3) This doesn't relate in any way, shape or form to the NSA metadata program, because the NSA metadata program is about "data voluntarily given to a third party organisation to which you have no reasonable expectation of privacy" (Smith v. Maryland), whereas the Supreme Court has held that "Fourth Amendment protection afforded to closed computer files and hard drives is similar to the protection afforded to a person's closed containers and closed personal effects" (United States v. Peden), which is covered by the fourth Amendment.
4) SCOTUS went out of their way to make clear that they are not doing an assessment of the constitutionality of metadata: "Because the United States and California agree that these cases involve searches incident to arrest, these cases do not implicate the question whether the collection or inspection of aggregated digital information amounts to a search under other circumstances."
The question in this case has nothing whatsoever to do with the NSA, or hacking. It is whether a police officer can search your phone as part of "search incident to a lawful arrest"."
Today it doesn't, just as the Lawrence v. Texas majority didn't directly address same-sex marriage, but was used as a basis for Perry v. Brown and others.

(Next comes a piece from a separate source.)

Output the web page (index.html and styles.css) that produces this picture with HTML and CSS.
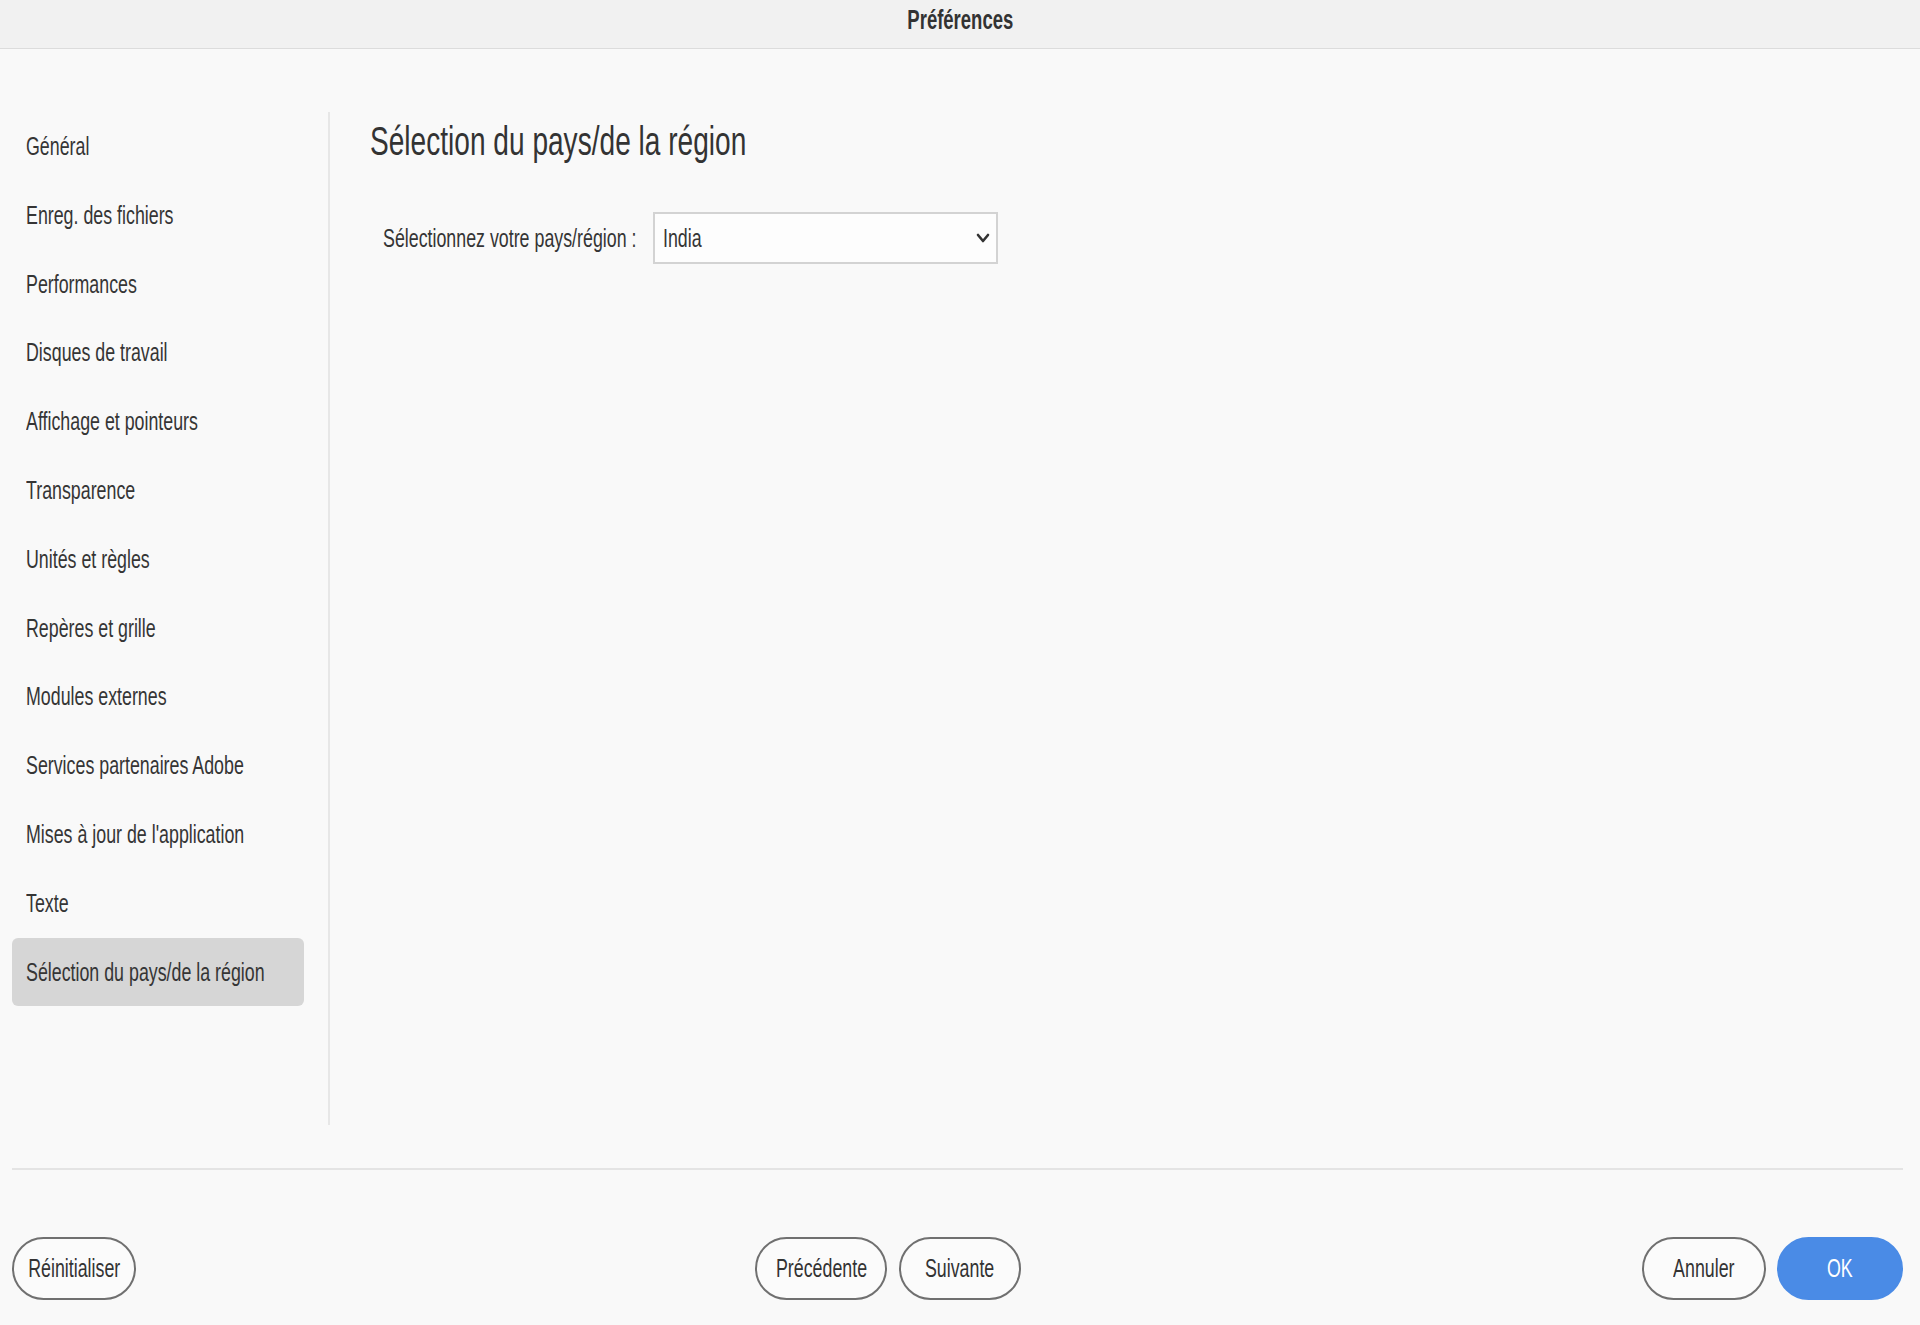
FILE: index.html
```html
<!DOCTYPE html>
<html>
<head>
    <link rel="stylesheet" href="styles.css">
</head>
<body>
    <div class="titlebar"><span class="sx">Préférences</span></div>

    <div class="main">
        <ul class="nav">
            <li><span class="sx">Général</span></li>
            <li><span class="sx">Enreg. des fichiers</span></li>
            <li><span class="sx">Performances</span></li>
            <li><span class="sx">Disques de travail</span></li>
            <li><span class="sx">Affichage et pointeurs</span></li>
            <li><span class="sx">Transparence</span></li>
            <li><span class="sx">Unités et règles</span></li>
            <li><span class="sx">Repères et grille</span></li>
            <li><span class="sx">Modules externes</span></li>
            <li><span class="sx">Services partenaires Adobe</span></li>
            <li><span class="sx">Mises à jour de l'application</span></li>
            <li><span class="sx">Texte</span></li>
            <li class="selected"><span class="sx">Sélection du pays/de la région</span></li>
        </ul>

        <div class="panel">
            <h1><span class="sx">Sélection du pays/de la région</span></h1>
            <div class="field">
                <div class="field-label"><span class="sx">Sélectionnez votre pays/région :</span></div>
                <div class="select">
                    <span class="sx">India</span>
                    <svg class="chevron" width="14" height="10" viewBox="0 0 14 10">
                        <polyline points="2,2 7,8 12,2" fill="none" stroke="#333" stroke-width="2.6" stroke-linecap="round" stroke-linejoin="round"/>
                    </svg>
                </div>
            </div>
        </div>
    </div>

    <div class="footer">
        <button class="btn btn-reset"><span class="sx">Réinitialiser</span></button>
        <div class="btn-group">
            <button class="btn btn-prev"><span class="sx">Précédente</span></button>
            <button class="btn btn-next"><span class="sx">Suivante</span></button>
        </div>
        <div class="btn-group btn-group-right">
            <button class="btn btn-cancel"><span class="sx">Annuler</span></button>
            <button class="btn btn-ok"><span class="sx">OK</span></button>
        </div>
    </div>
</body>
</html>
```

FILE: styles.css
```css
body {
    margin: 0;
    background-color: #f9f9f9;
    font-family: "Liberation Sans", Arial, sans-serif;
    font-size: 26px;
    color: #353535;
}

/* the UI font is a narrow one, so the text is squeezed */
.sx {
    display: inline-block;
    white-space: nowrap;
    transform: scaleX(0.685);
    transform-origin: left center;
}

.titlebar {
    height: 49px;
    background-color: #f1f1f1;
    border-bottom: 1px solid #dcdcdc;
    display: flex;
    justify-content: center;
    align-items: flex-start;
    box-sizing: border-box;
}

.titlebar .sx {
    font-size: 27px;
    font-weight: bold;
    line-height: 27px;
    margin-top: 7px;
    color: #333;
    transform-origin: center center;
}

.main {
    display: flex;
    padding: 63px 0 43px 12px;
}

.nav {
    list-style: none;
    margin: 0;
    padding: 0 24px 0 0;
    width: 292px;
    height: 1013px;
    border-right: 2px solid #e7e7e7;
    flex-shrink: 0;
}

.nav li {
    height: 68.8px;
    line-height: 68.8px;
    padding-left: 14px;
    border-radius: 6px;
}

.nav li.selected {
    background-color: #d6d6d6;
}

.panel {
    flex-grow: 1;
    padding-left: 40px;
}

.panel h1 {
    margin: 9px 0 0 0;
    font-size: 41px;
    font-weight: normal;
    line-height: 41px;
    color: #333;
}

.field {
    display: flex;
    align-items: center;
    margin-top: 50px;
    padding-left: 13px;
}

.field-label {
    width: 270px;
    flex-shrink: 0;
}

.select {
    width: 345px;
    height: 52px;
    box-sizing: border-box;
    border: 2px solid #d3d3d3;
    background-color: #fdfdfd;
    display: flex;
    align-items: center;
    justify-content: space-between;
    padding: 0 6px 0 8px;
}

.chevron {
    display: block;
}

.footer {
    display: flex;
    align-items: center;
    margin: 0 17px 0 12px;
    border-top: 2px solid #e4e4e4;
    padding-top: 67px;
}

.btn-group {
    display: flex;
    gap: 12px;
    margin-left: 619px;
}

.btn-group-right {
    margin-left: auto;
    gap: 11px;
}

.btn {
    height: 63px;
    width: 124px;
    border: 2px solid #707070;
    border-radius: 32px;
    background-color: #fbfbfb;
    font-family: inherit;
    font-size: 26px;
    color: #333;
    padding: 0;
    display: flex;
    justify-content: center;
    align-items: center;
    overflow: visible;
}

.btn .sx {
    transform-origin: center center;
}

.btn-prev { width: 132px; }
.btn-next { width: 122px; }
.btn-ok {
    width: 126px;
    border-color: #4a8be6;
    background-color: #4a8be6;
    color: #fff;
}
```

Why not? Because that wasn't the issue brought before the court. Courts tend to confine their rulings to the scope of the issue at hand... which is what we saw today in National Labor Relations Board v. Noel Canning where they largely shot down recess appointments but did not vacate previous NLRB rulings since the unlawful recess appointments... rulings that will be subjects of separate cases whose eventual rulings will be based on todays ruling.